I find nothing trivial or boring in your blog, ever! I think you are a wonderful writer, and always look forward to new posts. We all want to know that you're ok, and be there for you when you aren't. (((hugs))) And if anyone isn't a follower, then it's their loss.
[how do you sign up to be a follower? I'm new to this blog thing!]
I'm still here, too. Try not to take the unfollowing personally--it's almost certainly something random. Sometimes people switch from following you on Blogger to following you on Google Reader, or something like that. Write about whatever you want--I'll keep reading.
I'm so sorry things are so hard right now. I have always loved your writing and your personality, ever since I found your blog a long time ago. LOL--I say "a long time," but in the bloggy world, it was maybe a year. I can't remember. But just hang in there!! You're doing great, and you're allowed to be down.
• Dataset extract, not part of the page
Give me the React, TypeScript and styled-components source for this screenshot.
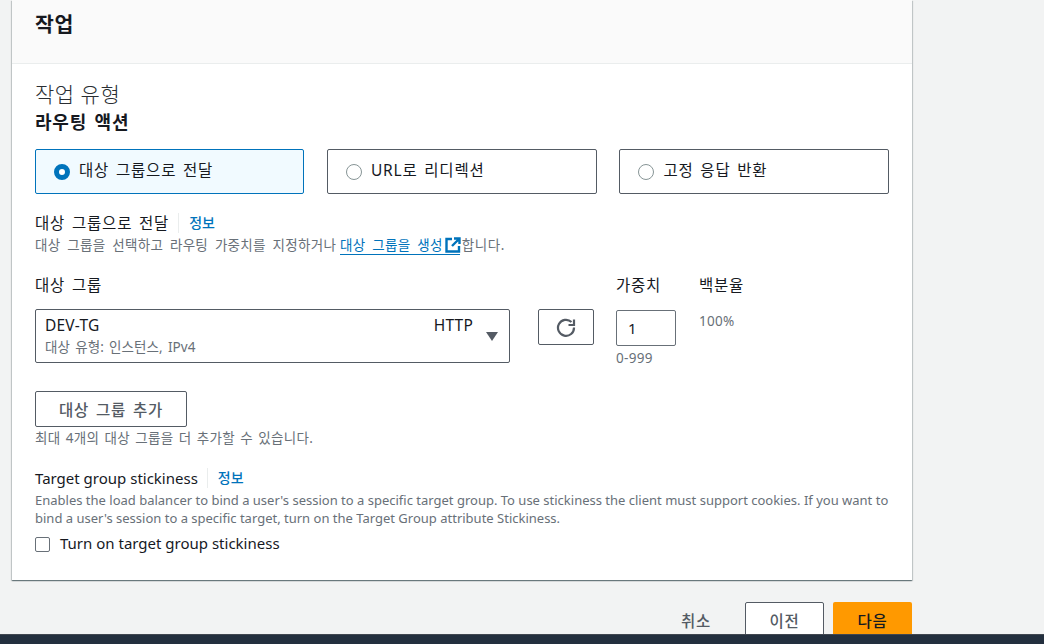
import React from "react";
import styled, { createGlobalStyle } from "styled-components";

const FONT = `"Noto Sans", "Noto Sans CJK KR", sans-serif`;

const GlobalStyle = createGlobalStyle`
  html, body {
    margin: 0;
    height: 100%;
    overflow: hidden;
    background: #f2f3f3;
  }
  * {
    box-sizing: border-box;
  }
  body {
    font-family: ${FONT};
    font-size: 15.5px;
    letter-spacing: 0.8px;
    word-spacing: 2px;
    color: #16191f;
  }
`;

const ExternalIcon = () => (
  <svg width="16" height="16" viewBox="0 0 16 16" fill="none" stroke="#0073bb" strokeWidth="2.4">
    <path d="M7 2H1.5v12.5H14V9" />
    <path d="M9 1.5h5.5V7M14.5 1.5 7 9" />
  </svg>
);

const RefreshIcon = () => (
  <svg width="20" height="20" viewBox="0 0 20 20" fill="none" stroke="#545b64" strokeWidth="2.2">
    <path d="M15.5 5A8 8 0 1 0 18 10.5" />
    <path d="M18 2.5V8h-5.5" />
  </svg>
);

const Info: React.FC = () => <InfoLink>정보</InfoLink>;

const App: React.FC = () => {
  return (
    <>
      <GlobalStyle />
      <Page>
        <Card>
          <CardHeader>
            <h2>작업</h2>
          </CardHeader>
          <CardBody>
            <SectionTitle>작업 유형</SectionTitle>
            <SubTitle>라우팅 액션</SubTitle>

            <Tiles>
              <Tile selected>
                <Radio selected />
                대상 그룹으로 전달
              </Tile>
              <Tile>
                <Radio />
                URL로 리디렉션
              </Tile>
              <Tile>
                <Radio />
                고정 응답 반환
              </Tile>
            </Tiles>

            <FieldLabel>
              대상 그룹으로 전달
              <Info />
            </FieldLabel>
            <Description>
              대상 그룹을 선택하고 라우팅 가중치를 지정하거나{" "}
              <ExternalLink>
                대상 그룹을 생성
                <ExternalIcon />
              </ExternalLink>
              <LinkTail>합니다.</LinkTail>
            </Description>

            <GroupGrid>
              <GroupColumn>
                <ColumnLabel>대상 그룹</ColumnLabel>
                <Select>
                  <SelectText>
                    <SelectRow>
                      <span>DEV-TG</span>
                      <span>HTTP</span>
                    </SelectRow>
                    <SelectHint>대상 유형: 인스턴스, IPv4</SelectHint>
                  </SelectText>
                  <Caret />
                </Select>
              </GroupColumn>
              <RefreshButton>
                <RefreshIcon />
              </RefreshButton>
              <WeightColumn>
                <ColumnLabel>가중치</ColumnLabel>
                <WeightInput>1</WeightInput>
                <WeightRange>0-999</WeightRange>
              </WeightColumn>
              <PercentColumn>
                <ColumnLabel>백분율</ColumnLabel>
                <PercentValue>100%</PercentValue>
              </PercentColumn>
            </GroupGrid>

            <AddButton>대상 그룹 추가</AddButton>
            <Hint>최대 4개의 대상 그룹을 더 추가할 수 있습니다.</Hint>

            <StickyLabel>
              <span>Target group stickiness</span>
              <Info />
            </StickyLabel>
            <StickyDescription>
              Enables the load balancer to bind a user's session to a specific target group. To use
              stickiness the client must support cookies. If you want to bind a user's session to a
              specific target, turn on the Target Group attribute Stickiness.
            </StickyDescription>
            <CheckRow>
              <CheckBox />
              Turn on target group stickiness
            </CheckRow>
          </CardBody>
        </Card>

        <Actions>
          <CancelButton>취소</CancelButton>
          <PrevButton>이전</PrevButton>
          <NextButton>다음</NextButton>
        </Actions>
        <BottomBar />
      </Page>
    </>
  );
};

const Page = styled.div`
  position: relative;
  height: 644px;
  overflow: hidden;
  padding-left: 12px;
`;

const Card = styled.section`
  width: 900px;
  background: #fff;
  box-shadow: 0 1px 1px 0 rgba(0, 28, 36, 0.4), 1px 1px 1px 0 rgba(0, 28, 36, 0.15),
    -1px 1px 1px 0 rgba(0, 28, 36, 0.15);
`;

const CardHeader = styled.header`
  height: 64px;
  padding: 9px 23px 0;
  background: #fafafa;
  border-bottom: 1px solid #eaeded;
  h2 {
    margin: 0;
    font-size: 20.5px;
    letter-spacing: 0.6px;
    line-height: 30px;
    font-weight: 700;
  }
`;

const CardBody = styled.div`
  padding: 16px 23px 20px;
  height: 516px;
`;

const SectionTitle = styled.div`
  font-size: 21px;
  letter-spacing: 0.5px;
  word-spacing: 0;
  line-height: 28px;
  font-weight: 300;
  color: #2a2e33;
`;

const SubTitle = styled.div`
  font-size: 18px;
  letter-spacing: 0.8px;
  line-height: 30px;
  font-weight: 700;
  margin-top: -1px;
`;

const Tiles = styled.div`
  display: grid;
  grid-template-columns: 269.4px 270px 270px;
  column-gap: 22.5px;
  margin-top: 12px;
`;

const Tile = styled.div<{ selected?: boolean }>`
  display: flex;
  align-items: center;
  gap: 9px;
  height: 45px;
  padding: 0 18px 4px;
  border: 1px solid ${(p) => (p.selected ? "#0073bb" : "#545b64")};
  border-radius: 2px;
  background: ${(p) => (p.selected ? "#f1faff" : "#fff")};
  line-height: 20px;
`;

const Radio = styled.span<{ selected?: boolean }>`
  flex: none;
  width: 16px;
  height: 16px;
  margin-top: 4px;
  border-radius: 50%;
  background: #fff;
  border: ${(p) => (p.selected ? "5px solid #0073bb" : "1px solid #879596")};
`;

const FieldLabel = styled.div`
  display: flex;
  align-items: center;
  margin-top: 19px;
  line-height: 20px;
`;

const InfoLink = styled.a`
  margin-left: 9px;
  padding-left: 10px;
  border-left: 1px solid #eaeded;
  font-size: 14px;
  letter-spacing: 0;
  line-height: 20px;
  font-weight: 500;
  color: #0073bb;
`;

const Description = styled.div`
  margin-top: 3px;
  font-size: 13.5px;
  letter-spacing: 0.3px;
  word-spacing: 3px;
  line-height: 18px;
  color: #687078;
`;

const ExternalLink = styled.a`
  display: inline-flex;
  align-items: center;
  height: 19px;
  margin-left: -3px;
  border-bottom: 1px solid #0073bb;
  color: #0073bb;
  svg {
    margin-left: 2px;
    margin-bottom: 1px;
    margin-right: -1px;
  }
`;

const LinkTail = styled.span`
  margin-left: 2px;
  letter-spacing: 0.6px;
`;

const GroupGrid = styled.div`
  display: flex;
  align-items: flex-start;
  margin-top: 20px;
`;

const GroupColumn = styled.div`
  width: 475px;
`;

const ColumnLabel = styled.div`
  line-height: 20px;
  margin-bottom: 14px;
`;

const Select = styled.div`
  display: flex;
  align-items: center;
  height: 54px;
  padding: 0 11px 0 9px;
  border: 1px solid #545b64;
  border-radius: 2px;
`;

const SelectText = styled.div`
  flex: 1;
  min-width: 0;
`;

const SelectRow = styled.div`
  display: flex;
  justify-content: space-between;
  padding-right: 7px;
  font-size: 15.5px;
  letter-spacing: 0.2px;
  line-height: 20px;
`;

const SelectHint = styled.div`
  margin-top: 2px;
  font-size: 13.5px;
  letter-spacing: 0.1px;
  word-spacing: 1.5px;
  line-height: 20px;
  color: #687078;
`;

const Caret = styled.span`
  flex: none;
  width: 0;
  height: 0;
  border-left: 6px solid transparent;
  border-right: 6px solid transparent;
  border-top: 9px solid #545b64;
  margin-left: 6px;
`;

const RefreshButton = styled.button`
  display: flex;
  align-items: center;
  justify-content: center;
  width: 56px;
  height: 36px;
  margin: 34px 0 0 28px;
  padding: 0;
  border: 1px solid #545b64;
  border-radius: 2px;
  background: #fff;
`;

const WeightColumn = styled.div`
  width: 60px;
  margin-left: 22px;
`;

const WeightInput = styled.div`
  height: 36px;
  padding: 0 11px;
  margin-top: 15px;
  border: 1px solid #687078;
  border-radius: 2px;
  font-size: 15px;
  line-height: 34px;
`;

const Hint = styled.div`
  font-size: 13.5px;
  letter-spacing: 0.3px;
  word-spacing: 1.5px;
  line-height: 18px;
  color: #687078;
  margin-top: 2px;
`;

const WeightRange = styled(Hint)`
  margin-top: 3px;
`;

const PercentColumn = styled.div`
  margin-left: 23px;
`;

const PercentValue = styled.div`
  padding-top: 3px;
  font-size: 13.5px;
  letter-spacing: 0.3px;
  line-height: 18px;
  color: #687078;
`;

const AddButton = styled.button`
  display: block;
  width: 152px;
  height: 36px;
  margin-top: 24px;
  padding: 0;
  border: 1px solid #545b64;
  border-radius: 2px;
  background: #fff;
  font-family: ${FONT};
  font-size: 15.5px;
  letter-spacing: 0.8px;
  word-spacing: 2px;
  font-weight: 500;
  color: #545b64;
`;

const StickyLabel = styled(FieldLabel)`
  margin-top: 21px;
  span {
    font-size: 15px;
    letter-spacing: 0;
    word-spacing: 0;
  }
`;

const StickyDescription = styled.div`
  margin-top: 3px;
  font-size: 13px;
  letter-spacing: 0;
  word-spacing: 0;
  line-height: 18px;
  color: #687078;
`;

const CheckRow = styled.label`
  display: flex;
  align-items: center;
  gap: 10px;
  margin-top: 5px;
  font-size: 15px;
  letter-spacing: 0;
  word-spacing: 0;
  line-height: 22px;
`;

const CheckBox = styled.span`
  flex: none;
  width: 15px;
  height: 15px;
  margin-top: 2px;
  border: 1px solid #687078;
  border-radius: 2px;
`;

const Actions = styled.div`
  display: flex;
  justify-content: flex-end;
  align-items: flex-start;
  width: 900px;
  margin-top: 22px;
`;

const ActionButton = styled.button`
  height: 36px;
  padding: 0;
  border-radius: 2px;
  font-family: ${FONT};
  font-size: 15.5px;
  letter-spacing: 0.8px;
  font-weight: 500;
`;

const CancelButton = styled(ActionButton)`
  width: 58px;
  margin-right: 20px;
  border: none;
  background: transparent;
  color: #545b64;
`;

const PrevButton = styled(ActionButton)`
  width: 79px;
  border: 1px solid #545b64;
  background: #fff;
  color: #545b64;
`;

const NextButton = styled(ActionButton)`
  width: 79px;
  margin-left: 9px;
  border: none;
  background: #ff9900;
  color: #16191f;
`;

const BottomBar = styled.div`
  position: absolute;
  left: 0;
  right: 0;
  top: 634px;
  height: 10px;
  background: #232f3e;
  border-top: 1px solid #414750;
`;

export default App;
I've lost 3 subscribers in the last 3 days if it makes you feel any better. :) I figure it's just people who were "test driving" the blog and it didn't work for them. Don't let your confidence rest there. Post as much or as little as you need to.
And take lots of bubble baths if you can.
I follow you through GoogleReader.....and I'm not going anywhere!! Praying for you always
nestie: ourlittlebean
Couldn't get rid of me if you tried!
If you need some help out of that valley, I'll be glad to pull you out.
I'm here and not going anywhere. Praying for you!
Monica - I love your blog! Still hope to meet you now that I am in Nashville.
I'm not going anywhere!! I have laughed with you, cried with you, prayed with you and prayed for you. I love your blog and look forward to each one you post!! Xoxox
well, i just lost a follower on mine, too. So it happens to all of us!